-- EXERCISE INPUT start --

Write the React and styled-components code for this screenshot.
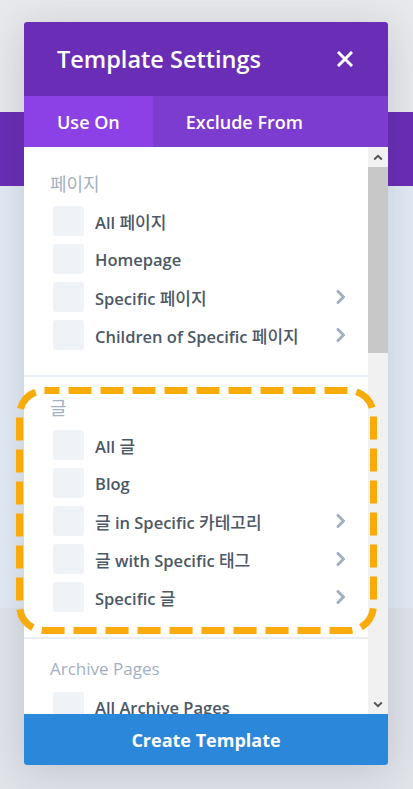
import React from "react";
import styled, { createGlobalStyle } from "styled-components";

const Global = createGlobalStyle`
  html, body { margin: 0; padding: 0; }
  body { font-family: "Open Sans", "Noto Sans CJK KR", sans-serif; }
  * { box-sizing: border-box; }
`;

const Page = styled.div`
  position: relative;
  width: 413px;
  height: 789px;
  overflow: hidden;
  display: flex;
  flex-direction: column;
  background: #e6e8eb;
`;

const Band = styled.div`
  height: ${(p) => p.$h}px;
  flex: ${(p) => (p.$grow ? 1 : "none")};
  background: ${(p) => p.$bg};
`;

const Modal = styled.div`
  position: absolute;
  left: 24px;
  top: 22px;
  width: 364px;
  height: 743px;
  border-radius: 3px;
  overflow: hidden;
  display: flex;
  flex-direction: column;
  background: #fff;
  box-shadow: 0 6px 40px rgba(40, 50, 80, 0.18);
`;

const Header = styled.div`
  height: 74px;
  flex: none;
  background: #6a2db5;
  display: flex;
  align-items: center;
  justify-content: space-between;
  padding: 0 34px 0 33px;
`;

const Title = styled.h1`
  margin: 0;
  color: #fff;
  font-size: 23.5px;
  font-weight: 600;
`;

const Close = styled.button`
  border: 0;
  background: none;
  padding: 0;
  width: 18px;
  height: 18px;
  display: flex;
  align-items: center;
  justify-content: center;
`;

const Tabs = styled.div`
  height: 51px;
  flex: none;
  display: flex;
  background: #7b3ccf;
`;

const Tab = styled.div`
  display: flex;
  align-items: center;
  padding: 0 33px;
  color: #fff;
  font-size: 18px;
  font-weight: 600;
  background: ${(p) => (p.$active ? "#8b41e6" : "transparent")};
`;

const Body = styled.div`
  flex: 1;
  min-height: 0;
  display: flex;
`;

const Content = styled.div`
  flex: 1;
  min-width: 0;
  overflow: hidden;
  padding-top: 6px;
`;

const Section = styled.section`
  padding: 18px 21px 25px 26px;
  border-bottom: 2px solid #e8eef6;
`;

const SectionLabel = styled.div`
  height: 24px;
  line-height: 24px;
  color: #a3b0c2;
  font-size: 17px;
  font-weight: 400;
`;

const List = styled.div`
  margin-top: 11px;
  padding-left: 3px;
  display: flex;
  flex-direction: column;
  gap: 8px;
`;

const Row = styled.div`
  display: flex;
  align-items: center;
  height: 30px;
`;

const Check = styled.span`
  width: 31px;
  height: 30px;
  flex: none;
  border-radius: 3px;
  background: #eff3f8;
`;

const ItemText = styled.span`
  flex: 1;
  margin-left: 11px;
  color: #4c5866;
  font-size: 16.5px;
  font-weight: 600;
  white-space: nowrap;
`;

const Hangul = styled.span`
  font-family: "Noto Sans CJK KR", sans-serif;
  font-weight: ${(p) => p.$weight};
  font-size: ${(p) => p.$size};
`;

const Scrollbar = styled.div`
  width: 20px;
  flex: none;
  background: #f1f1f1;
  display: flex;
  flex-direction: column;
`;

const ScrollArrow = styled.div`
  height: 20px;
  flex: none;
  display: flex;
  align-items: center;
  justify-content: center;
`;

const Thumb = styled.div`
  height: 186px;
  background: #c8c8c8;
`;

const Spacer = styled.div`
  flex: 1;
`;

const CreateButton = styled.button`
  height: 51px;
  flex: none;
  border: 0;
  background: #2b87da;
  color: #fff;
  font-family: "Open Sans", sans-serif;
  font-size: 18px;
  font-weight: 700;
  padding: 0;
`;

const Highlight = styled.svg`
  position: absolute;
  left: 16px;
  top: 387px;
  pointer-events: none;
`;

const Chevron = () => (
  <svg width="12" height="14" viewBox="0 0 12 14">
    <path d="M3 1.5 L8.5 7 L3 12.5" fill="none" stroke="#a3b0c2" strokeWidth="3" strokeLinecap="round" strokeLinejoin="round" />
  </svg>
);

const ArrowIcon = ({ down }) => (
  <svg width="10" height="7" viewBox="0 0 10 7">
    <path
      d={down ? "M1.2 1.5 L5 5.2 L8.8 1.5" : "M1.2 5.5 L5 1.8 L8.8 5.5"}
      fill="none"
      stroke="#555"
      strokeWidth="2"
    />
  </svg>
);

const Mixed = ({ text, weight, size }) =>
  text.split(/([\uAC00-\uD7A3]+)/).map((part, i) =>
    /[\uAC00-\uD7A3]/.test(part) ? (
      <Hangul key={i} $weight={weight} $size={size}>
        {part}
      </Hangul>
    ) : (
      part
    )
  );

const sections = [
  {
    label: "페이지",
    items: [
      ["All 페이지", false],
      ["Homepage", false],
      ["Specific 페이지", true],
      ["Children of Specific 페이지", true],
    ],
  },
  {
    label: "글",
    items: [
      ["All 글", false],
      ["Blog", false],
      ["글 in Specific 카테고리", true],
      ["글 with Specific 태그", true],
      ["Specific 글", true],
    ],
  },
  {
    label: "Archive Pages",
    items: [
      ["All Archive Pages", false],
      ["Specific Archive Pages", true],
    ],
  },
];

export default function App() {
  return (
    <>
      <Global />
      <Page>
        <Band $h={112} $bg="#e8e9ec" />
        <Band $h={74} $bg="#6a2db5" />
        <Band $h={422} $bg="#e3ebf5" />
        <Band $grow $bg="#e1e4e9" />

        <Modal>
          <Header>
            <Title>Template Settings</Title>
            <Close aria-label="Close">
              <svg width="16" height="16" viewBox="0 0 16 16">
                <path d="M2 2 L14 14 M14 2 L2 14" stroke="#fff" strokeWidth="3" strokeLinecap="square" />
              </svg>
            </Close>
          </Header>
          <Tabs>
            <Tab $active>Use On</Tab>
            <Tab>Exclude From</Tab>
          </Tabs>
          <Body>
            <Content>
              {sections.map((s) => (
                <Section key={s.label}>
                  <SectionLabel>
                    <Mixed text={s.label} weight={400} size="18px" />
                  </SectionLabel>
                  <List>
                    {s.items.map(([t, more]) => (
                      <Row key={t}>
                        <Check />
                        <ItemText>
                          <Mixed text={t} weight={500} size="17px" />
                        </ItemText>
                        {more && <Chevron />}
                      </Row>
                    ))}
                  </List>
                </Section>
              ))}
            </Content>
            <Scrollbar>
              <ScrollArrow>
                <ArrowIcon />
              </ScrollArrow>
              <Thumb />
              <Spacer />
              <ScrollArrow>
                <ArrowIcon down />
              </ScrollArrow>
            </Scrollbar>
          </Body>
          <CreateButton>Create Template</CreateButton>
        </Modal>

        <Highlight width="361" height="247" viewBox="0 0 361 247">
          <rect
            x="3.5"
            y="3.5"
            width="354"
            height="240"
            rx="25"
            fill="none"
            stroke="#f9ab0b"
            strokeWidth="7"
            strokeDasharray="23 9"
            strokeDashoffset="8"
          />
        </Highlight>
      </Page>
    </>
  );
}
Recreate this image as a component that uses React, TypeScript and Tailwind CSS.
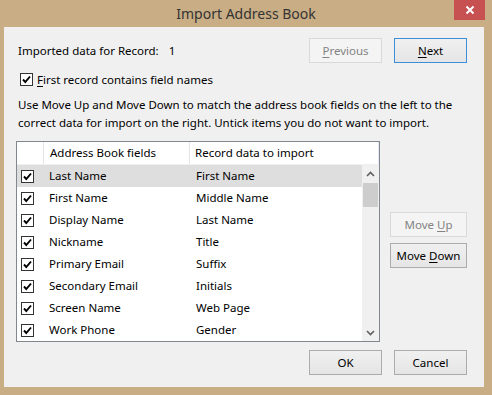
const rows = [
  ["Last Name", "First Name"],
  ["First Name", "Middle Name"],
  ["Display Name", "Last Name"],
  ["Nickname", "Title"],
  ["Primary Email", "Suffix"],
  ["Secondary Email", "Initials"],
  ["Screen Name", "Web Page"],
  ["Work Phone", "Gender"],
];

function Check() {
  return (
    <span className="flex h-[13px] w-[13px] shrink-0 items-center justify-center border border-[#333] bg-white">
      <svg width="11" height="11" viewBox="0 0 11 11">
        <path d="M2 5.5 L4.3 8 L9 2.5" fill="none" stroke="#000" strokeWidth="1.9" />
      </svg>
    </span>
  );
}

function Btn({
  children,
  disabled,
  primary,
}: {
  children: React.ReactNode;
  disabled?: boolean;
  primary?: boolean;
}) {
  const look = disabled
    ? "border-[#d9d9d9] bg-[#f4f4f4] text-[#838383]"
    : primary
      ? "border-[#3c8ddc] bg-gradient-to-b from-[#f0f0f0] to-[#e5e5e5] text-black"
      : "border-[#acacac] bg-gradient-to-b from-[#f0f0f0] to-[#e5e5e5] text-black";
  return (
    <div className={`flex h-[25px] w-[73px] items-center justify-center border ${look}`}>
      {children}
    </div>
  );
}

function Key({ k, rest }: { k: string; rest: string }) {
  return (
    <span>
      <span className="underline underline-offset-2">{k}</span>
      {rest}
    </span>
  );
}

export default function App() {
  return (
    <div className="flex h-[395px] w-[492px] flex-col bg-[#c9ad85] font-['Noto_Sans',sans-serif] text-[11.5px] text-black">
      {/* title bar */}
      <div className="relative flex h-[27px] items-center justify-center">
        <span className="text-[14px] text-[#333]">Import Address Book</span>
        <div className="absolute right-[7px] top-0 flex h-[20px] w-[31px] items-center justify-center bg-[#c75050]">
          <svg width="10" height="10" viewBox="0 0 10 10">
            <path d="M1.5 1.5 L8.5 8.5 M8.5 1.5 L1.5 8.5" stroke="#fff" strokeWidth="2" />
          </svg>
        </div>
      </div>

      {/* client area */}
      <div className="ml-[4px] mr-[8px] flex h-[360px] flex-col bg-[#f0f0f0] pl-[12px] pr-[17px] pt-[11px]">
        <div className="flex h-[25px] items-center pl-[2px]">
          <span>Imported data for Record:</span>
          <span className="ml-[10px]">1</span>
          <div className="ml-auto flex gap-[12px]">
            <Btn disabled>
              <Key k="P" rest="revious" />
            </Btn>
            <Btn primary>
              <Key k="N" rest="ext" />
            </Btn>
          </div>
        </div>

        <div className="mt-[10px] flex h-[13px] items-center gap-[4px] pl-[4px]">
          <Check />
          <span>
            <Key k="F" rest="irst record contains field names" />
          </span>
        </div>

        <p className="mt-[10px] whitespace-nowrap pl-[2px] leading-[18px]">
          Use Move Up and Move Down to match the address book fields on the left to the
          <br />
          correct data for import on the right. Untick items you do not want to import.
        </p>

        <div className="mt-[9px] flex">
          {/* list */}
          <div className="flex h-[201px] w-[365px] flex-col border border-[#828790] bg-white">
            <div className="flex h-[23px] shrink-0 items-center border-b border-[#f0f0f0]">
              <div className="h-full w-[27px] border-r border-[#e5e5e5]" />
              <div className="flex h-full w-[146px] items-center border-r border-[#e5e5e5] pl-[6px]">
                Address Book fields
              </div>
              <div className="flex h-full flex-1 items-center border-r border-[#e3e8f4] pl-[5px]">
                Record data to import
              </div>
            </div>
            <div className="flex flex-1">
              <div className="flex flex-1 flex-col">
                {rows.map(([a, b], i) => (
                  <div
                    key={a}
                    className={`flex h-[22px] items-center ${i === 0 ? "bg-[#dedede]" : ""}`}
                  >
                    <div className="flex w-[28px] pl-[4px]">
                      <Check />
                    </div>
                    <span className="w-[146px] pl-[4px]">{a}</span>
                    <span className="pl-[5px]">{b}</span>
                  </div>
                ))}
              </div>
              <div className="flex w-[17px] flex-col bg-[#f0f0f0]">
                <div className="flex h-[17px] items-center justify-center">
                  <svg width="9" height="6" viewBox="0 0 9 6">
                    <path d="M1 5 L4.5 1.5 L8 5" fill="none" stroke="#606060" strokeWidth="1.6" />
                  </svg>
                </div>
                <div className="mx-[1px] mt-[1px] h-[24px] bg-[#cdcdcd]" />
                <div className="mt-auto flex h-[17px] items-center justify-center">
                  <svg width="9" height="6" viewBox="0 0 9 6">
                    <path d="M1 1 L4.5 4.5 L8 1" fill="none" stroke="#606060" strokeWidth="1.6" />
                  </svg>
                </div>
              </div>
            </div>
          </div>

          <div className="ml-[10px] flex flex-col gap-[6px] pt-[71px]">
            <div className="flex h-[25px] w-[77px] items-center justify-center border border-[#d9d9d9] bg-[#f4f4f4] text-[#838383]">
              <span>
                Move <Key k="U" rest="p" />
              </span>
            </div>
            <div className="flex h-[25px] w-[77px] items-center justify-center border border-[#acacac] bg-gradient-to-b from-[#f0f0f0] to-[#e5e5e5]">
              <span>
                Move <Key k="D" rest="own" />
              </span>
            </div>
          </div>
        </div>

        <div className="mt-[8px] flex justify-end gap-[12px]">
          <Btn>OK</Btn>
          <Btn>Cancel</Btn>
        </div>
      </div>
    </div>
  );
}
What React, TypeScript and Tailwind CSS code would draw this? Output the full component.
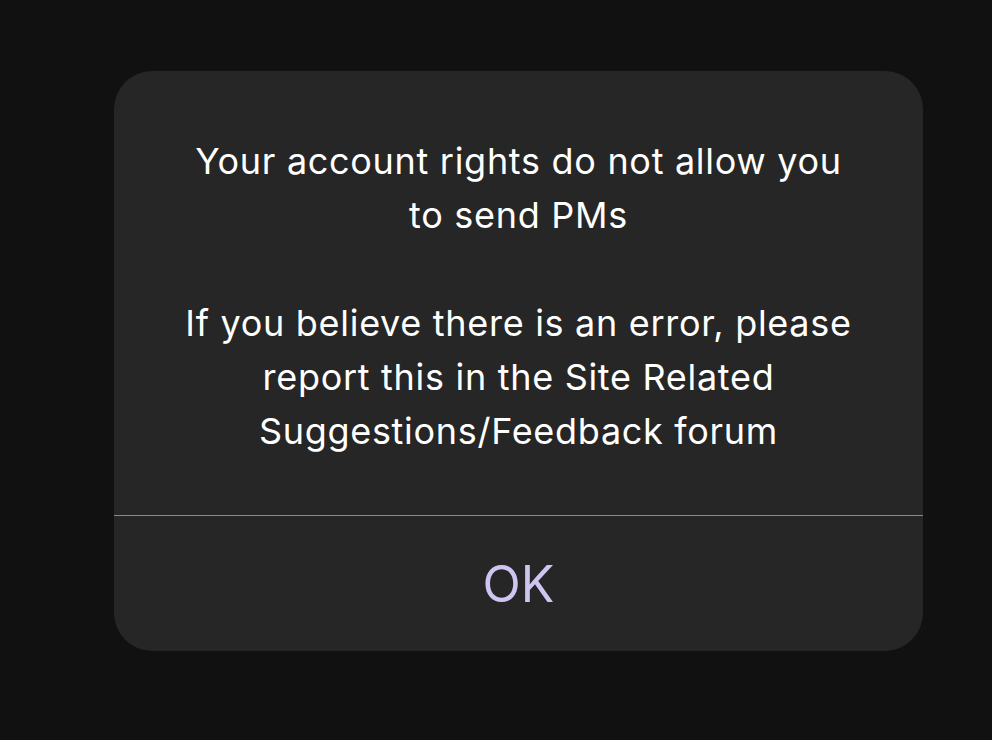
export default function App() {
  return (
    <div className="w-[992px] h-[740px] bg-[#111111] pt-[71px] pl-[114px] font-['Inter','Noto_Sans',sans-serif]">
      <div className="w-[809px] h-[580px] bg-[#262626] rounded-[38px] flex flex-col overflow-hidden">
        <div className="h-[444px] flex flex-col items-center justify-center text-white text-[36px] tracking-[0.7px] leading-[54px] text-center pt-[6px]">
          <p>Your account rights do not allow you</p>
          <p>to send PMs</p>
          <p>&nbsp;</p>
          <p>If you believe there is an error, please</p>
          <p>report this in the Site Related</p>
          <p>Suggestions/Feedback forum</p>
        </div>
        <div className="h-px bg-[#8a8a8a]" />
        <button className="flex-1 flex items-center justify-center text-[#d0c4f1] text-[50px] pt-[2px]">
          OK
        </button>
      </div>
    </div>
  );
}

-- EXERCISE INPUT end --

* _EXERCISE AIM_: Filter out all lines lacking the word "this" and copy the rest.

* _WRITTEN REPLY_:
Write the React and styled-components code for this screenshot.
Recreate this image as a component that uses React, TypeScript and Tailwind CSS.
What React, TypeScript and Tailwind CSS code would draw this? Output the full component.
          <p>report this in the Site Related</p>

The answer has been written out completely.